• PROBLEM
Transcribe all of the data exactly. Omit the pictures.

• COLLECTED DATA
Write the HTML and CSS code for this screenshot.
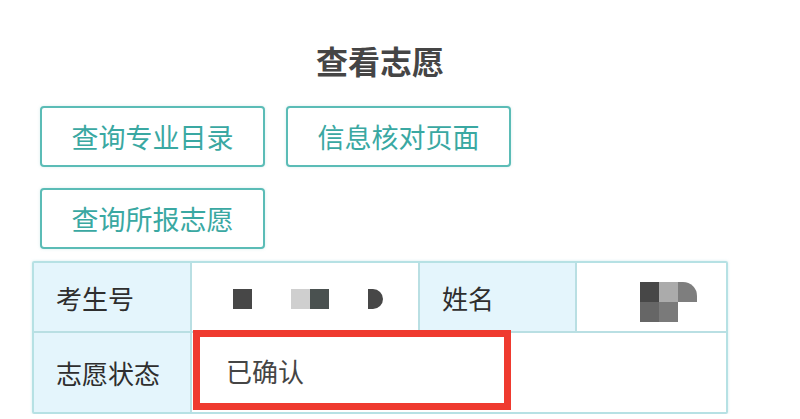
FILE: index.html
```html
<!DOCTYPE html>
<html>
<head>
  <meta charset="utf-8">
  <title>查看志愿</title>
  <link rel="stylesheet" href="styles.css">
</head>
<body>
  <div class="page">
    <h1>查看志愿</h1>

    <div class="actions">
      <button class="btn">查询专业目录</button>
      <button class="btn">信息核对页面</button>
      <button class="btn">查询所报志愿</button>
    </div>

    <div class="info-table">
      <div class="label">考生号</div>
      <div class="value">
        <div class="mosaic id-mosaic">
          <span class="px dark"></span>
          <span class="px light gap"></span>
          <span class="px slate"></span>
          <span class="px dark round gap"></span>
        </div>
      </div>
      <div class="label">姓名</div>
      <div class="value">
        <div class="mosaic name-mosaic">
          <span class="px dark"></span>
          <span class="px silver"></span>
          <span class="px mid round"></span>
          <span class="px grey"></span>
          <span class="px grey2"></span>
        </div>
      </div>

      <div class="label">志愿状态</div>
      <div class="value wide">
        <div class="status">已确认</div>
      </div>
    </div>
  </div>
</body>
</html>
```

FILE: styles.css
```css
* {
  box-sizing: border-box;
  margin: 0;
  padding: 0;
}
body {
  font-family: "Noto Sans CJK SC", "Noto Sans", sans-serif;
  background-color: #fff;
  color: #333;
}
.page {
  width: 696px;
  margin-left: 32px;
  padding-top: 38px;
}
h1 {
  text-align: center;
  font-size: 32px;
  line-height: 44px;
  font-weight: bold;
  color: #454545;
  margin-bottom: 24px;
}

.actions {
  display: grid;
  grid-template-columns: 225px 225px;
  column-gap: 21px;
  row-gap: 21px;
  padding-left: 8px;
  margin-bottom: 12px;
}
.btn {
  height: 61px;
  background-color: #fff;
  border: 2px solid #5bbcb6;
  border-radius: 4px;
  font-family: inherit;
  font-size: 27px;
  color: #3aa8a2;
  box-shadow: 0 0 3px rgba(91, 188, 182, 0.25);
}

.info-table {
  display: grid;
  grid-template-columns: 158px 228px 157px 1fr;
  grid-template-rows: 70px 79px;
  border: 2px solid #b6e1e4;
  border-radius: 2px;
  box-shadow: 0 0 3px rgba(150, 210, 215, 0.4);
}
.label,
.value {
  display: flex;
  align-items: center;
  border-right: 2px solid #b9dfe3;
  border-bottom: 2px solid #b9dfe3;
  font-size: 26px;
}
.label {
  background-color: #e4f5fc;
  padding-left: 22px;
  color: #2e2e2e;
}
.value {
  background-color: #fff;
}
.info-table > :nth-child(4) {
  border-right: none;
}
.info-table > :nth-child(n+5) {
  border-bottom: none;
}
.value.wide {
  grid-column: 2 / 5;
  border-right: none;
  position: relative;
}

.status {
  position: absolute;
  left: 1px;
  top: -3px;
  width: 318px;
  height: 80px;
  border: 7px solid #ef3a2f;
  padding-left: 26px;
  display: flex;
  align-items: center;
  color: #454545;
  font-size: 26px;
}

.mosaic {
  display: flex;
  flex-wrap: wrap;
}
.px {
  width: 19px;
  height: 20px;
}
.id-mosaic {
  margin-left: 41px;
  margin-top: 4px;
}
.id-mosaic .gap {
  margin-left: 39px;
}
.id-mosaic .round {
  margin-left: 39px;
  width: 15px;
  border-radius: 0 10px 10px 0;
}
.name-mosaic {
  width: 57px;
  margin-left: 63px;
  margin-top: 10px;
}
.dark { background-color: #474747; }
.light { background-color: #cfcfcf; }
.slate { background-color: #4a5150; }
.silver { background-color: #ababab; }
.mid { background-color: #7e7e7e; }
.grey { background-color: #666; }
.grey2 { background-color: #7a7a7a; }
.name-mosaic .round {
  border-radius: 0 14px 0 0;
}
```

• WRITTEN SOLUTION
Write the HTML and CSS code for this screenshot.
FILE: index.html
```html
<!DOCTYPE html>
<html>
<head>
  <meta charset="utf-8">
  <title>查看志愿</title>
  <link rel="stylesheet" href="styles.css">
</head>
<body>
  <div class="page">
    <h1>查看志愿</h1>

    <div class="actions">
      <button class="btn">查询专业目录</button>
      <button class="btn">信息核对页面</button>
      <button class="btn">查询所报志愿</button>
    </div>

    <div class="info-table">
      <div class="label">考生号</div>
      <div class="value">
        <div class="mosaic id-mosaic">
          <span class="px dark"></span>
          <span class="px light gap"></span>
          <span class="px slate"></span>
          <span class="px dark round gap"></span>
        </div>
      </div>
      <div class="label">姓名</div>
      <div class="value">
        <div class="mosaic name-mosaic">
          <span class="px dark"></span>
          <span class="px silver"></span>
          <span class="px mid round"></span>
          <span class="px grey"></span>
          <span class="px grey2"></span>
        </div>
      </div>

      <div class="label">志愿状态</div>
      <div class="value wide">
        <div class="status">已确认</div>
      </div>
    </div>
  </div>
</body>
</html>
```

FILE: styles.css
```css
* {
  box-sizing: border-box;
  margin: 0;
  padding: 0;
}
body {
  font-family: "Noto Sans CJK SC", "Noto Sans", sans-serif;
  background-color: #fff;
  color: #333;
}
.page {
  width: 696px;
  margin-left: 32px;
  padding-top: 38px;
}
h1 {
  text-align: center;
  font-size: 32px;
  line-height: 44px;
  font-weight: bold;
  color: #454545;
  margin-bottom: 24px;
}

.actions {
  display: grid;
  grid-template-columns: 225px 225px;
  column-gap: 21px;
  row-gap: 21px;
  padding-left: 8px;
  margin-bottom: 12px;
}
.btn {
  height: 61px;
  background-color: #fff;
  border: 2px solid #5bbcb6;
  border-radius: 4px;
  font-family: inherit;
  font-size: 27px;
  color: #3aa8a2;
  box-shadow: 0 0 3px rgba(91, 188, 182, 0.25);
}

.info-table {
  display: grid;
  grid-template-columns: 158px 228px 157px 1fr;
  grid-template-rows: 70px 79px;
  border: 2px solid #b6e1e4;
  border-radius: 2px;
  box-shadow: 0 0 3px rgba(150, 210, 215, 0.4);
}
.label,
.value {
  display: flex;
  align-items: center;
  border-right: 2px solid #b9dfe3;
  border-bottom: 2px solid #b9dfe3;
  font-size: 26px;
}
.label {
  background-color: #e4f5fc;
  padding-left: 22px;
  color: #2e2e2e;
}
.value {
  background-color: #fff;
}
.info-table > :nth-child(4) {
  border-right: none;
}
.info-table > :nth-child(n+5) {
  border-bottom: none;
}
.value.wide {
  grid-column: 2 / 5;
  border-right: none;
  position: relative;
}

.status {
  position: absolute;
  left: 1px;
  top: -3px;
  width: 318px;
  height: 80px;
  border: 7px solid #ef3a2f;
  padding-left: 26px;
  display: flex;
  align-items: center;
  color: #454545;
  font-size: 26px;
}

.mosaic {
  display: flex;
  flex-wrap: wrap;
}
.px {
  width: 19px;
  height: 20px;
}
.id-mosaic {
  margin-left: 41px;
  margin-top: 4px;
}
.id-mosaic .gap {
  margin-left: 39px;
}
.id-mosaic .round {
  margin-left: 39px;
  width: 15px;
  border-radius: 0 10px 10px 0;
}
.name-mosaic {
  width: 57px;
  margin-left: 63px;
  margin-top: 10px;
}
.dark { background-color: #474747; }
.light { background-color: #cfcfcf; }
.slate { background-color: #4a5150; }
.silver { background-color: #ababab; }
.mid { background-color: #7e7e7e; }
.grey { background-color: #666; }
.grey2 { background-color: #7a7a7a; }
.name-mosaic .round {
  border-radius: 0 14px 0 0;
}
```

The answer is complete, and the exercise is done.